**Work instructions:** Every line containing the word "index" needs to be found and copied.

**Recorded data:**
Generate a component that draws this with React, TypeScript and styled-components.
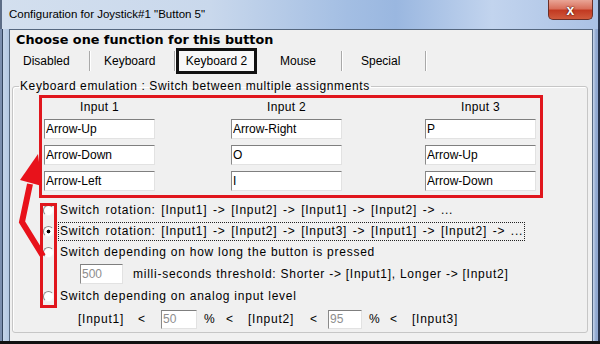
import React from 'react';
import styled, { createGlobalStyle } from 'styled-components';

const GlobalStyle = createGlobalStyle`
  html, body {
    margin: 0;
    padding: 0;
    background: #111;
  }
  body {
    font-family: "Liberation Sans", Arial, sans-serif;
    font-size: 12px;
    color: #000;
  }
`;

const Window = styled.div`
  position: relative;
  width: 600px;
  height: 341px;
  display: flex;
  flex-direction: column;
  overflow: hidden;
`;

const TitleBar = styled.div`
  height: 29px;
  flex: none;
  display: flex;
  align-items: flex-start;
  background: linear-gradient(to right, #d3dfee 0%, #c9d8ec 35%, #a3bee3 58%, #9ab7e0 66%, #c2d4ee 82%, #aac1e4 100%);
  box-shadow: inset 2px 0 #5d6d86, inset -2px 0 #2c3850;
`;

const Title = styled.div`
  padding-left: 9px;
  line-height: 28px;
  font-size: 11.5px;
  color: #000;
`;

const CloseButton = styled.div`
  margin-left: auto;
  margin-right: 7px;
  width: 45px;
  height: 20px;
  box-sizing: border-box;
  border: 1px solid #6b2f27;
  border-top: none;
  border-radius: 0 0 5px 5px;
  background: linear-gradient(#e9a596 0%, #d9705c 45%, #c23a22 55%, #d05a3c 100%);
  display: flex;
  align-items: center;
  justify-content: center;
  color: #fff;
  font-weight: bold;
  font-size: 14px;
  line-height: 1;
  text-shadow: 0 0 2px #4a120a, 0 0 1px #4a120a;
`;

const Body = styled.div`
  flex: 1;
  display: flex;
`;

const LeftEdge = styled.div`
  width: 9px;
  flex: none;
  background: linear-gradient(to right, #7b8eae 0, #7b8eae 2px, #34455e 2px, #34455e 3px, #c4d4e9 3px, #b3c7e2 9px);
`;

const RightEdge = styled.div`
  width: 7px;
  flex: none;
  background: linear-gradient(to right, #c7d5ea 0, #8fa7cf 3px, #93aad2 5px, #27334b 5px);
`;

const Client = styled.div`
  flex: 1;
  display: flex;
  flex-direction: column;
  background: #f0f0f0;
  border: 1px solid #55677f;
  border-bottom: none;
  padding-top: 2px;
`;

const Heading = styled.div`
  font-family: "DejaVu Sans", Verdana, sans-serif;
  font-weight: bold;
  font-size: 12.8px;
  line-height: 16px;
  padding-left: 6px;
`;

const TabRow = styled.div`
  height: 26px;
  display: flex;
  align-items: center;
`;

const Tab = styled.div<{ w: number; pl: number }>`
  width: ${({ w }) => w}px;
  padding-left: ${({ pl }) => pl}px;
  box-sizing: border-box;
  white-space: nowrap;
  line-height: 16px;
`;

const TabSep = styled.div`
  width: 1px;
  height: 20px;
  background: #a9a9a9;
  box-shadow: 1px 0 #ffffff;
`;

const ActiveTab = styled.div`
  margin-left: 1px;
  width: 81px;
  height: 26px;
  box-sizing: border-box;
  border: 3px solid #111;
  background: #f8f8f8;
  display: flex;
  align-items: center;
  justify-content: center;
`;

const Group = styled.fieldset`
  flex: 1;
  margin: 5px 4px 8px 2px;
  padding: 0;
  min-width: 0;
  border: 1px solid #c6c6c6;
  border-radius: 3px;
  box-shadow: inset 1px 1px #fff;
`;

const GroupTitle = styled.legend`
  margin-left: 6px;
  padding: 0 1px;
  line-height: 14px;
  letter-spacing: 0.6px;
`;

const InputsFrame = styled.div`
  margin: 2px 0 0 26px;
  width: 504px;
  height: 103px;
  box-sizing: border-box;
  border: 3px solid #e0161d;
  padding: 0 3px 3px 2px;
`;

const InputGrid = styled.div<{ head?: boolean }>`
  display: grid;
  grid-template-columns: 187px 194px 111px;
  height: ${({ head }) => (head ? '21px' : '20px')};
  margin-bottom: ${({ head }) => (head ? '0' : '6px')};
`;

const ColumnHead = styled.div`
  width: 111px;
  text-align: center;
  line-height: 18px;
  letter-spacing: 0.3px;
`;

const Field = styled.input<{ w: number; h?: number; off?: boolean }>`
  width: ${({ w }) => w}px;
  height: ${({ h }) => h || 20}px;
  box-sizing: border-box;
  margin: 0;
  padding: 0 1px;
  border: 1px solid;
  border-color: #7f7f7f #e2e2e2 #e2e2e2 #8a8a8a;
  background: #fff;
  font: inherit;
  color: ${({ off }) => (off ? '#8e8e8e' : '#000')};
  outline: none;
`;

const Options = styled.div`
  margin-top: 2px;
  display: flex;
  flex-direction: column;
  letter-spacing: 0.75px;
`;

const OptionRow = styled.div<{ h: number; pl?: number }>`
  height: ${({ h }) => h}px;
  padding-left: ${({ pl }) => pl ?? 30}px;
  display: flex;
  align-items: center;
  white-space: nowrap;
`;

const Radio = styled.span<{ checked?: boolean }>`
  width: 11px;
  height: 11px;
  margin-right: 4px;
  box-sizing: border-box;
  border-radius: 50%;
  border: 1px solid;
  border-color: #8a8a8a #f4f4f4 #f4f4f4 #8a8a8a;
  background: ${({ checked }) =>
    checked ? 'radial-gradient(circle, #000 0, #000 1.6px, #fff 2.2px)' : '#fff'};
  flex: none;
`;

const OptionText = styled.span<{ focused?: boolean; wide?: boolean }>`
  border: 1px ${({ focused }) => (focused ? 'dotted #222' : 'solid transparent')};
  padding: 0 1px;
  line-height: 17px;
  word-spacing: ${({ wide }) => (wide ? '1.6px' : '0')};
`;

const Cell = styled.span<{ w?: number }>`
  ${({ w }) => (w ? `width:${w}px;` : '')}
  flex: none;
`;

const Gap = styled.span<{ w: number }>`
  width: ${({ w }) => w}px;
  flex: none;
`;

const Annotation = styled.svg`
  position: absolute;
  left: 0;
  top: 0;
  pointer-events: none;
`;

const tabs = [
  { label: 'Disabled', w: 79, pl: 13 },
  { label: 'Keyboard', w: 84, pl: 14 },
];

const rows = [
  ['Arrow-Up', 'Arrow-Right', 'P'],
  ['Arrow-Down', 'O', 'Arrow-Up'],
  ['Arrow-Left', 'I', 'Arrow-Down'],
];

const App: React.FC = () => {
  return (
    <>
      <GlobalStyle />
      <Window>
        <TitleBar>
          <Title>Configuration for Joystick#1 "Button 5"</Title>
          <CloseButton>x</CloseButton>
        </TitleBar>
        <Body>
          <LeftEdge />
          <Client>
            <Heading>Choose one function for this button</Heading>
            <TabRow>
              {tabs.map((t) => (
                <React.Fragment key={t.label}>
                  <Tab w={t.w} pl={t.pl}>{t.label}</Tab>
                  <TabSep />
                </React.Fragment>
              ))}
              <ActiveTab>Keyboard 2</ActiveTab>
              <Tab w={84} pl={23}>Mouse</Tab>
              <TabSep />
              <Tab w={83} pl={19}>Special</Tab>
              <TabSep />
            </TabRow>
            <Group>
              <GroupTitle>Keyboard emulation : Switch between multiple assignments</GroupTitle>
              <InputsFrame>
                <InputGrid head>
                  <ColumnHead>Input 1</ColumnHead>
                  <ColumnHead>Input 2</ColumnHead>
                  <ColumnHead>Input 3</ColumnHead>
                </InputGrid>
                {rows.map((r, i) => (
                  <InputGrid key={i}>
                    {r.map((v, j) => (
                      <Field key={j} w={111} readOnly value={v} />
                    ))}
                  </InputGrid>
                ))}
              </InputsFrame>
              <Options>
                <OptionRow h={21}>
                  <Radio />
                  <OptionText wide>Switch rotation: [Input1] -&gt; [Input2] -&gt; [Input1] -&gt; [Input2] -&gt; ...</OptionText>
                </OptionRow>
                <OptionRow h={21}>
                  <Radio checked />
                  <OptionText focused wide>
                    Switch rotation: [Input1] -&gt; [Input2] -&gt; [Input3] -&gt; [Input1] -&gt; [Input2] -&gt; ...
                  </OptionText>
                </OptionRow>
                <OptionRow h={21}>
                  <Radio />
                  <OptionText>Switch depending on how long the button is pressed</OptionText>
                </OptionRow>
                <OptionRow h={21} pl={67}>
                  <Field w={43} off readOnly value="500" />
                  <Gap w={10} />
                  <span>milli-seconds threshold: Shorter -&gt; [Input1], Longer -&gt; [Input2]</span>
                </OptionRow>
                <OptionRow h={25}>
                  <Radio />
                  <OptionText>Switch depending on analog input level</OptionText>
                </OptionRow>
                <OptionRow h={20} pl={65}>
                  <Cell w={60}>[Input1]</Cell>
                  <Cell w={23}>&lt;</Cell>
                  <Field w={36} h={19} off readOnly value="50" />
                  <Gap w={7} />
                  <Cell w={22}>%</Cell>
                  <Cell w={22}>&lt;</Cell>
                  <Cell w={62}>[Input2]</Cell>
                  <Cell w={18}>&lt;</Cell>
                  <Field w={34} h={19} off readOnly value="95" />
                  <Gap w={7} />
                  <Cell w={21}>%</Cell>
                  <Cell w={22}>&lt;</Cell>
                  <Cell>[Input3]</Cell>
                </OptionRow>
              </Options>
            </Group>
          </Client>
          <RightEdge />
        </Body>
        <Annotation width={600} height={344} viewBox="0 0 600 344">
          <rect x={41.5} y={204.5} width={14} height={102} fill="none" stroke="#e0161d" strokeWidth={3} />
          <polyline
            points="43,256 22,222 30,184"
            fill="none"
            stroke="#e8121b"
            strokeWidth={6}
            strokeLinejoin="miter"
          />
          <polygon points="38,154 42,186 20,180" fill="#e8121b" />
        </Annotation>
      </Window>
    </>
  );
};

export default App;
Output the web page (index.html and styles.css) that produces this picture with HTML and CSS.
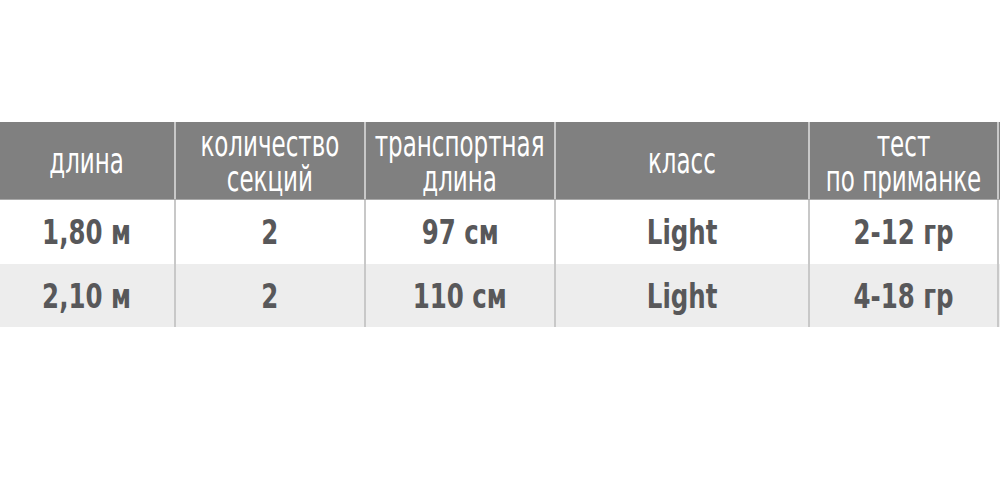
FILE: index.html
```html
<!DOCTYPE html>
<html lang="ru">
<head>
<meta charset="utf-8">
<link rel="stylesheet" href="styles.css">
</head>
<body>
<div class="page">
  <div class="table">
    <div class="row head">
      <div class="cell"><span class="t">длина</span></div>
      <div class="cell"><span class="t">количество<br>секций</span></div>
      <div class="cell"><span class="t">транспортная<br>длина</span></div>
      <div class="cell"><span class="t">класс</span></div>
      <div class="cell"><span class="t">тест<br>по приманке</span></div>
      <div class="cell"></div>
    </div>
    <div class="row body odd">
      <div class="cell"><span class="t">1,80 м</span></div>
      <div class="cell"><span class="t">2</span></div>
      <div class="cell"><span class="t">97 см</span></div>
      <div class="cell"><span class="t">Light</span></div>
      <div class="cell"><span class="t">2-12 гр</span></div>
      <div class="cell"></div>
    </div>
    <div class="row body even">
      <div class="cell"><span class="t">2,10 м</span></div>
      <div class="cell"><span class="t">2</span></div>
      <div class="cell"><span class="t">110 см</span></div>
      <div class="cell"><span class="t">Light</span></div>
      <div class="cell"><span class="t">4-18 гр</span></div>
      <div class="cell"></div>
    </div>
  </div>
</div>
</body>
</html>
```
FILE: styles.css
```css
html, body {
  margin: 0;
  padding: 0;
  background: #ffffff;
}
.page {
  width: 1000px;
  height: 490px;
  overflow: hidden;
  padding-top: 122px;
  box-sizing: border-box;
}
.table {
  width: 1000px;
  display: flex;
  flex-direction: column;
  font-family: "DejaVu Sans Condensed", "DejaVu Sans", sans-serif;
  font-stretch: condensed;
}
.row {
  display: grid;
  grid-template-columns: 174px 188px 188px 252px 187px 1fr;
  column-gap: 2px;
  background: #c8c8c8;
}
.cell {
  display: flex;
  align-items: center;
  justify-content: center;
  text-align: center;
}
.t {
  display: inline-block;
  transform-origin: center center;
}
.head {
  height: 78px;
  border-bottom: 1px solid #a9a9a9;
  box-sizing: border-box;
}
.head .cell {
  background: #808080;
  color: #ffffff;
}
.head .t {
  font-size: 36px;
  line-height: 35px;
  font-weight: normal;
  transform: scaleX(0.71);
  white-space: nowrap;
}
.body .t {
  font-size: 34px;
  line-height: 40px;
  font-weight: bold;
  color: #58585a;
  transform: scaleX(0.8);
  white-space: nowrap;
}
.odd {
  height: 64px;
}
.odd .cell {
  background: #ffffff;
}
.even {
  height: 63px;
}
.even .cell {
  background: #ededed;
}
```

**Result below:**
Output the web page (index.html and styles.css) that produces this picture with HTML and CSS.
FILE: index.html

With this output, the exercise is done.